**Brief:**
Extract the full listing verbatim and drop any pictures from your copy.

----------

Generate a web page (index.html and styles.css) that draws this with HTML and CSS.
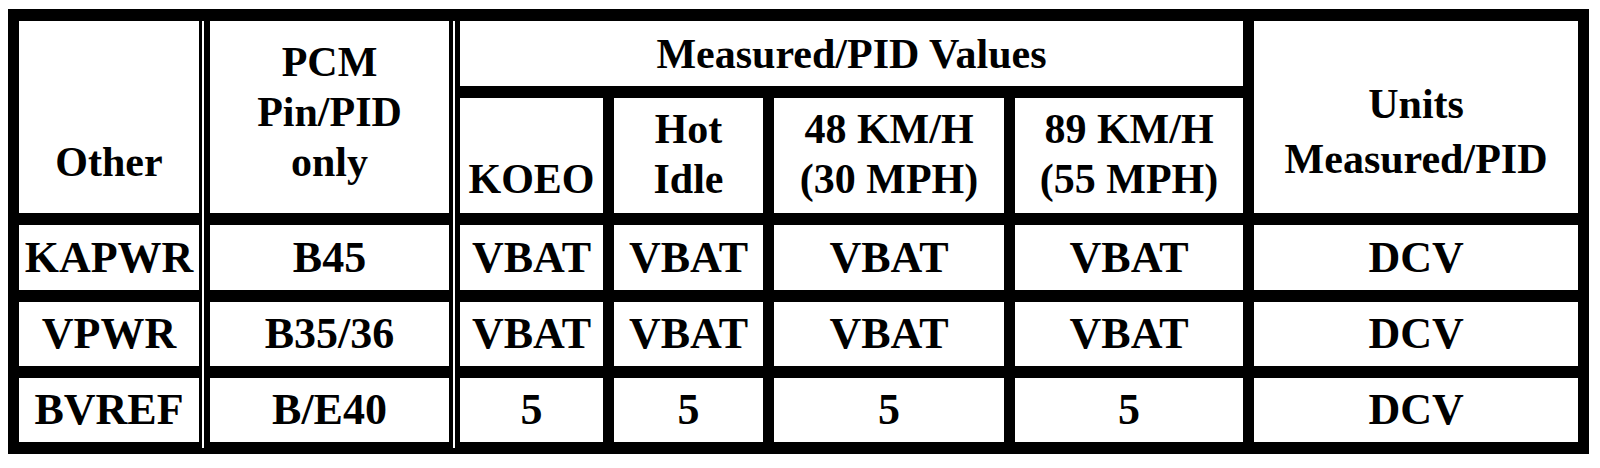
FILE: index.html
```html
<!DOCTYPE html>
<html lang="en">
<head>
    <meta charset="UTF-8">
    <meta name="viewport" content="width=device-width, initial-scale=1.0">
    <title>PCM Pin Values</title>
    <link rel="stylesheet" href="styles.css">
</head>
<body>
    <table class="pid-table">
        <colgroup>
            <col class="col-other">
            <col class="col-pin">
            <col class="col-koeo">
            <col class="col-idle">
            <col class="col-48">
            <col class="col-89">
            <col class="col-units">
        </colgroup>

        <!-- Header -->
        <tr class="head-top">
            <th rowspan="2" class="tall">Other</th>
            <th rowspan="2" class="tall">PCM<br>Pin/PID<br>only</th>
            <th colspan="4" class="group">Measured/PID Values</th>
            <th rowspan="2" class="tall units">Units<br>Measured/PID</th>
        </tr>
        <tr class="head-sub">
            <th>KOEO</th>
            <th>Hot<br>Idle</th>
            <th>48 KM/H<br>(30 MPH)</th>
            <th>89 KM/H<br>(55 MPH)</th>
        </tr>

        <!-- Values -->
        <tr class="row-first">
            <td>KAPWR</td>
            <td>B45</td>
            <td>VBAT</td>
            <td>VBAT</td>
            <td>VBAT</td>
            <td>VBAT</td>
            <td>DCV</td>
        </tr>
        <tr>
            <td>VPWR</td>
            <td>B35/36</td>
            <td>VBAT</td>
            <td>VBAT</td>
            <td>VBAT</td>
            <td>VBAT</td>
            <td>DCV</td>
        </tr>
        <tr>
            <td>BVREF</td>
            <td>B/E40</td>
            <td>5</td>
            <td>5</td>
            <td>5</td>
            <td>5</td>
            <td>DCV</td>
        </tr>
    </table>
</body>
</html>
```

FILE: styles.css
```css
* {
    margin: 0;
    padding: 0;
    box-sizing: border-box;
}

body {
    background-color: #fff;
    font-family: "Liberation Serif", "Times New Roman", serif;
    color: #000;
}

/* black table background shows through the spacing as the rules,
   the two white strips are the hairlines of the double rules */
.pid-table {
    margin: 9px 0 0 8px;
    width: 1581px;
    table-layout: fixed;
    border-collapse: separate;
    border-spacing: 11px 12px;
    background:
        linear-gradient(#fff, #fff) 194px 12px / 2px calc(100% - 18px) no-repeat,
        linear-gradient(#fff, #fff) 445px 12px / 2px calc(100% - 18px) no-repeat,
        #000;
}

.col-other { width: 180px; }
.col-pin { width: 239px; }
.col-koeo { width: 143px; }
.col-idle { width: 149px; }
.col-48 { width: 230px; }
.col-89 { width: 228px; }
.col-units { width: 324px; }

th, td {
    background-color: #fff;
    text-align: center;
    font-weight: bold;
    white-space: nowrap;
}

th {
    font-size: 42px;
    line-height: 50px;
}

.head-top {
    height: 65px;
}

.head-top th.group {
    vertical-align: middle;
}

.head-top th.tall {
    vertical-align: bottom;
    padding-bottom: 26px;
}

.head-top th.units {
    line-height: 55px;
}

.head-sub {
    height: 115px;
}

.head-sub th {
    vertical-align: bottom;
    padding-bottom: 9px;
}

td {
    font-size: 44px;
    line-height: 50px;
    height: 64px;
    vertical-align: middle;
}

.row-first td {
    height: 65px;
}
```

----------

**Response to this exercise:**
Generate a web page (index.html and styles.css) that draws this with HTML and CSS.
FILE: index.html
```html
<!DOCTYPE html>
<html lang="en">
<head>
    <meta charset="UTF-8">
    <meta name="viewport" content="width=device-width, initial-scale=1.0">
    <title>PCM Pin Values</title>
    <link rel="stylesheet" href="styles.css">
</head>
<body>
    <table class="pid-table">
        <colgroup>
            <col class="col-other">
            <col class="col-pin">
            <col class="col-koeo">
            <col class="col-idle">
            <col class="col-48">
            <col class="col-89">
            <col class="col-units">
        </colgroup>

        <!-- Header -->
        <tr class="head-top">
            <th rowspan="2" class="tall">Other</th>
            <th rowspan="2" class="tall">PCM<br>Pin/PID<br>only</th>
            <th colspan="4" class="group">Measured/PID Values</th>
            <th rowspan="2" class="tall units">Units<br>Measured/PID</th>
        </tr>
        <tr class="head-sub">
            <th>KOEO</th>
            <th>Hot<br>Idle</th>
            <th>48 KM/H<br>(30 MPH)</th>
            <th>89 KM/H<br>(55 MPH)</th>
        </tr>

        <!-- Values -->
        <tr class="row-first">
            <td>KAPWR</td>
            <td>B45</td>
            <td>VBAT</td>
            <td>VBAT</td>
            <td>VBAT</td>
            <td>VBAT</td>
            <td>DCV</td>
        </tr>
        <tr>
            <td>VPWR</td>
            <td>B35/36</td>
            <td>VBAT</td>
            <td>VBAT</td>
            <td>VBAT</td>
            <td>VBAT</td>
            <td>DCV</td>
        </tr>
        <tr>
            <td>BVREF</td>
            <td>B/E40</td>
            <td>5</td>
            <td>5</td>
            <td>5</td>
            <td>5</td>
            <td>DCV</td>
        </tr>
    </table>
</body>
</html>
```

FILE: styles.css
```css
* {
    margin: 0;
    padding: 0;
    box-sizing: border-box;
}

body {
    background-color: #fff;
    font-family: "Liberation Serif", "Times New Roman", serif;
    color: #000;
}

/* black table background shows through the spacing as the rules,
   the two white strips are the hairlines of the double rules */
.pid-table {
    margin: 9px 0 0 8px;
    width: 1581px;
    table-layout: fixed;
    border-collapse: separate;
    border-spacing: 11px 12px;
    background:
        linear-gradient(#fff, #fff) 194px 12px / 2px calc(100% - 18px) no-repeat,
        linear-gradient(#fff, #fff) 445px 12px / 2px calc(100% - 18px) no-repeat,
        #000;
}

.col-other { width: 180px; }
.col-pin { width: 239px; }
.col-koeo { width: 143px; }
.col-idle { width: 149px; }
.col-48 { width: 230px; }
.col-89 { width: 228px; }
.col-units { width: 324px; }

th, td {
    background-color: #fff;
    text-align: center;
    font-weight: bold;
    white-space: nowrap;
}

th {
    font-size: 42px;
    line-height: 50px;
}

.head-top {
    height: 65px;
}

.head-top th.group {
    vertical-align: middle;
}

.head-top th.tall {
    vertical-align: bottom;
    padding-bottom: 26px;
}

.head-top th.units {
    line-height: 55px;
}

.head-sub {
    height: 115px;
}

.head-sub th {
    vertical-align: bottom;
    padding-bottom: 9px;
}

td {
    font-size: 44px;
    line-height: 50px;
    height: 64px;
    vertical-align: middle;
}

.row-first td {
    height: 65px;
}
```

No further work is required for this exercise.